- _Given task_:
Locate each line with the string "styles" in the listing below and copy it.

☆ ☆ ☆

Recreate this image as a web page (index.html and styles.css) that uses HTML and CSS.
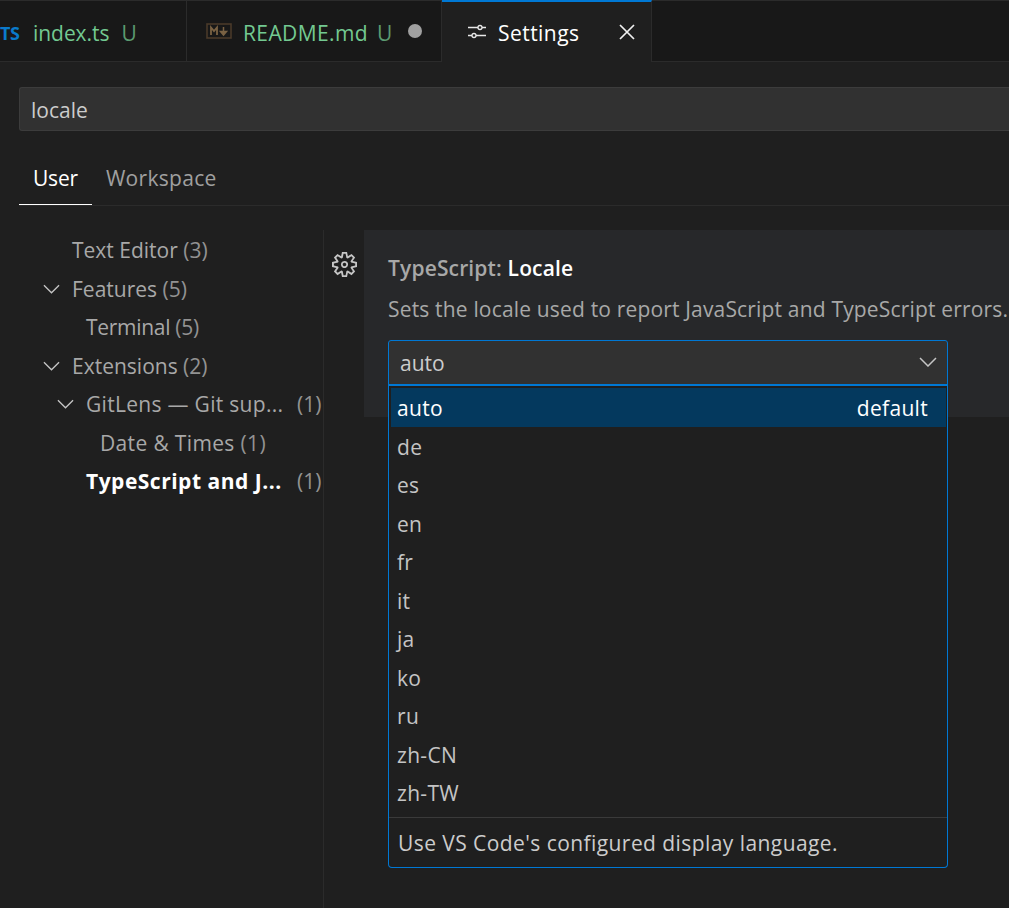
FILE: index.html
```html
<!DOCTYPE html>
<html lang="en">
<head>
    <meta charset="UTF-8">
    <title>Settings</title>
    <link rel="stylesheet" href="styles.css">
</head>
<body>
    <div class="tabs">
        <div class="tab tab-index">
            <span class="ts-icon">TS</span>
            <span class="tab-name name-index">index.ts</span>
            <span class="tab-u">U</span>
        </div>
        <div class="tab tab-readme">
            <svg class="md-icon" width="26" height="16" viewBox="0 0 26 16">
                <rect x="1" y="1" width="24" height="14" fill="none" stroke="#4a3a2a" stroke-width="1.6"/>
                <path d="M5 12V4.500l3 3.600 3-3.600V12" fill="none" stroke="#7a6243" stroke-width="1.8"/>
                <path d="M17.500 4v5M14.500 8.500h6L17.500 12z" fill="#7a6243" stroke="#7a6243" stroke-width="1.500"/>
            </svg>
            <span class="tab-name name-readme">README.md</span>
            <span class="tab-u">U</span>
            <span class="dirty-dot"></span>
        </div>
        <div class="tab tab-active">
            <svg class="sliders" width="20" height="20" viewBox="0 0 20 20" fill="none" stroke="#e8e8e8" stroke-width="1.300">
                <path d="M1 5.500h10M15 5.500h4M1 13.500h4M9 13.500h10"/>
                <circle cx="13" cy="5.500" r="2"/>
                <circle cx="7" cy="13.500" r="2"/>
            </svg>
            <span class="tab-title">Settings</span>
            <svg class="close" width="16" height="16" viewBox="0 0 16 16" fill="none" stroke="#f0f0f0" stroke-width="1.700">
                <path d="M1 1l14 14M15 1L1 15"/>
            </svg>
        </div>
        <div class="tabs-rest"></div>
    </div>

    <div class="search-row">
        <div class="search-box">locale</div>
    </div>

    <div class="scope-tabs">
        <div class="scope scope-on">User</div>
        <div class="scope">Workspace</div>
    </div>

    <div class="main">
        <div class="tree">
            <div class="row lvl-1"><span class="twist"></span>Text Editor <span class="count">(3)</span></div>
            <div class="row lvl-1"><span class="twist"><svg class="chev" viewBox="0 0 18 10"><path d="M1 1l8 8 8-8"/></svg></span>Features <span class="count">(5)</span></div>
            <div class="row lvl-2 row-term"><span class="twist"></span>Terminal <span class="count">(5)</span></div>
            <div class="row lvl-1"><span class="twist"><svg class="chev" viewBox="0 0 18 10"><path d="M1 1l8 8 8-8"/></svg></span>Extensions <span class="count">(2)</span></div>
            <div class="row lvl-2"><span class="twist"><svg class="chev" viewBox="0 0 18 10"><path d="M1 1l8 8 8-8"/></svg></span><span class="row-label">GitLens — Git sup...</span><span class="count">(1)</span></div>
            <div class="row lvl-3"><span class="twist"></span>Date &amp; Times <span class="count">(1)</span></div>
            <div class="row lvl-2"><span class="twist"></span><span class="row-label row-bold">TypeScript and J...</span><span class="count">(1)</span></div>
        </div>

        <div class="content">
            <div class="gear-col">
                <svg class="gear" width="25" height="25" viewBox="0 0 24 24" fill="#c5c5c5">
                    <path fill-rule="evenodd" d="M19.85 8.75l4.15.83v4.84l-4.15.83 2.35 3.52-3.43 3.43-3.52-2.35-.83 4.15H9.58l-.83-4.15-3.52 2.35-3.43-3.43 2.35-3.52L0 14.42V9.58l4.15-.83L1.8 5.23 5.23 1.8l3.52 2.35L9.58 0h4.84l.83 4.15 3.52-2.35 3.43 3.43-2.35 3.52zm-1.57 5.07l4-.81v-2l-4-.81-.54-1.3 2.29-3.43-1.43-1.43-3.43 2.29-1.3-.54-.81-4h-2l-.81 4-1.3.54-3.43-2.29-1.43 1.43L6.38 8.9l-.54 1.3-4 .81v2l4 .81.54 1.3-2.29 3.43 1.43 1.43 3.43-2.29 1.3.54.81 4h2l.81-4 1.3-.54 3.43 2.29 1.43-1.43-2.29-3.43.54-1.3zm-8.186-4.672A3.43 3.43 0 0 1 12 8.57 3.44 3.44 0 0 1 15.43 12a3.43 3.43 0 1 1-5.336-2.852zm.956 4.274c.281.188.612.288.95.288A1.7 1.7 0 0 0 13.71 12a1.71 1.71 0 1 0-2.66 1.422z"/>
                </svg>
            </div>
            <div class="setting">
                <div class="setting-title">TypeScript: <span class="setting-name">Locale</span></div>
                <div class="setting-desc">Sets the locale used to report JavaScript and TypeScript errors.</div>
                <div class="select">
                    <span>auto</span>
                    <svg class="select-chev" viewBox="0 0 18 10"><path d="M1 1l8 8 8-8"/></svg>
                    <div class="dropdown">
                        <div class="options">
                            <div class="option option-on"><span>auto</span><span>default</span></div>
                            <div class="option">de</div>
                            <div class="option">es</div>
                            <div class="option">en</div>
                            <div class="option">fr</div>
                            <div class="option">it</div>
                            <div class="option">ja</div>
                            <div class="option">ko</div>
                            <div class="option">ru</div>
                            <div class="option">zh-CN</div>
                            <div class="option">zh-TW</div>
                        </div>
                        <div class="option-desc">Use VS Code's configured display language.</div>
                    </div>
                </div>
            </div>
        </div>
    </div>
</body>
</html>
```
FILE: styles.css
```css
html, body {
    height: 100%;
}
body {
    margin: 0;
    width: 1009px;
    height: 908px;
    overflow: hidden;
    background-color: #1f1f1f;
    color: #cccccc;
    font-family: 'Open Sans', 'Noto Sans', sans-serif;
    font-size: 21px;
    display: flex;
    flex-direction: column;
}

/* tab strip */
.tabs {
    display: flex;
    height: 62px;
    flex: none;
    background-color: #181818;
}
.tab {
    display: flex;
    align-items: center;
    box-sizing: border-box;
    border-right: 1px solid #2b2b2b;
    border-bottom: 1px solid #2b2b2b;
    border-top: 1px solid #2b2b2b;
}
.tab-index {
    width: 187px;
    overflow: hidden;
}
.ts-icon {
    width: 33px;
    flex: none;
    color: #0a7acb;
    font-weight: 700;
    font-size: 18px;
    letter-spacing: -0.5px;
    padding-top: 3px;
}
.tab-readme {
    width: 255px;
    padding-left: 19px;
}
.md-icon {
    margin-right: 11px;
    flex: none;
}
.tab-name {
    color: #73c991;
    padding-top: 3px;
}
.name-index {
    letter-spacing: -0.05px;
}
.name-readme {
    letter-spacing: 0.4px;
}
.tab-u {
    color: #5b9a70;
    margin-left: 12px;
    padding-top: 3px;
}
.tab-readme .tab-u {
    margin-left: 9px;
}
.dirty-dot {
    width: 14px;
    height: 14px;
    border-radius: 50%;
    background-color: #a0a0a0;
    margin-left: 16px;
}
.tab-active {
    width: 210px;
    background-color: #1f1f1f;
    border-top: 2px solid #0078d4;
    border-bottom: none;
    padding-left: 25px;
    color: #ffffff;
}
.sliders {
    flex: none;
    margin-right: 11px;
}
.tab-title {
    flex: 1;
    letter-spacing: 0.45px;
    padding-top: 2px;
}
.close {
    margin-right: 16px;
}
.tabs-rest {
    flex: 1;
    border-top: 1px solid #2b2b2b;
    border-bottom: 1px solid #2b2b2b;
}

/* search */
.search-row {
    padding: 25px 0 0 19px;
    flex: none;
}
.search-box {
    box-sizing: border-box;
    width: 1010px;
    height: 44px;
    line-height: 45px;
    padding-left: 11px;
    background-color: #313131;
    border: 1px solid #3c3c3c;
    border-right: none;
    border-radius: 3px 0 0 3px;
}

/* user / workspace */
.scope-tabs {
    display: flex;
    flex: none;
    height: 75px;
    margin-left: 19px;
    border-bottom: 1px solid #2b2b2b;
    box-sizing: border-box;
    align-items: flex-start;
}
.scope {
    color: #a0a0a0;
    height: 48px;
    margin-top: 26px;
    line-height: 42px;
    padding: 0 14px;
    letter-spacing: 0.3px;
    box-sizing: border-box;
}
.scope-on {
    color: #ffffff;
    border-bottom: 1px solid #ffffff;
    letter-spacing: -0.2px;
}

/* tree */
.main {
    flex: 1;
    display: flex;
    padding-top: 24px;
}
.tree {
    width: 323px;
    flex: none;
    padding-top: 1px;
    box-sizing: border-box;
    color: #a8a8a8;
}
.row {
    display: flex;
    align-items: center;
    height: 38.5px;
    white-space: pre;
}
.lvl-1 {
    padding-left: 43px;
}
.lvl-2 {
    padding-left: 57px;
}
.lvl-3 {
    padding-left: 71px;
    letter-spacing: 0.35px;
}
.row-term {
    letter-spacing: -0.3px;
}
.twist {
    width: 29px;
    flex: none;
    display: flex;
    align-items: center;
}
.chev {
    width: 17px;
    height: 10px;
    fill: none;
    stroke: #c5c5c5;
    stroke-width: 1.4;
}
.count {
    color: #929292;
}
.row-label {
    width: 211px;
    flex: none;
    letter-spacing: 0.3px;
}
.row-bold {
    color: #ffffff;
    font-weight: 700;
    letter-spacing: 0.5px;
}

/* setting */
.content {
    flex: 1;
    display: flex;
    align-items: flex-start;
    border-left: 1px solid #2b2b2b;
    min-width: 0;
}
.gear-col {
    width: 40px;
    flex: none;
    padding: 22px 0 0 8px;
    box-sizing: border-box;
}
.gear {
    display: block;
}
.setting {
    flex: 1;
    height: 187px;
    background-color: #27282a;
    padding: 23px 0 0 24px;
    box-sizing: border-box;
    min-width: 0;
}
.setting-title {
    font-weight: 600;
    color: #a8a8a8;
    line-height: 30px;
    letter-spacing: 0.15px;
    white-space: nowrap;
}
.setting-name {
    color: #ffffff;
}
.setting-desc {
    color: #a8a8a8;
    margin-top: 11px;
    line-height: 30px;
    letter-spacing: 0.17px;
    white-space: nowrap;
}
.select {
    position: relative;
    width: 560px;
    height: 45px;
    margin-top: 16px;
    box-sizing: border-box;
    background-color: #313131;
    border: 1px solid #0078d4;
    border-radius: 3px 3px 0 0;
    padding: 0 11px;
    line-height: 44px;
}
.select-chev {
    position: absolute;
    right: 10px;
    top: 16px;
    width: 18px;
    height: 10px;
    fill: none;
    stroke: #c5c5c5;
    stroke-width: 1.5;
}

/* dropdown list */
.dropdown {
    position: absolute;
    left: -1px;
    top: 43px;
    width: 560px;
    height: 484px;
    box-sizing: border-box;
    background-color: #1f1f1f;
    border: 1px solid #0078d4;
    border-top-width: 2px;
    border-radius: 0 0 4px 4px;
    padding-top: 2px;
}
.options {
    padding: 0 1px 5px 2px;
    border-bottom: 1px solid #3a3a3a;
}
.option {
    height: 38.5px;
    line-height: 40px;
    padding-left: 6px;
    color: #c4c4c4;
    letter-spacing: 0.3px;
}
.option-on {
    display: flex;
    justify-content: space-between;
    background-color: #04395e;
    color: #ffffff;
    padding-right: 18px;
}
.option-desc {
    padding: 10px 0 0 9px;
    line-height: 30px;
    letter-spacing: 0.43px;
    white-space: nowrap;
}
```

☆ ☆ ☆

- _Solution to this problem_:
Recreate this image as a web page (index.html and styles.css) that uses HTML and CSS.
    <link rel="stylesheet" href="styles.css">
FILE: styles.css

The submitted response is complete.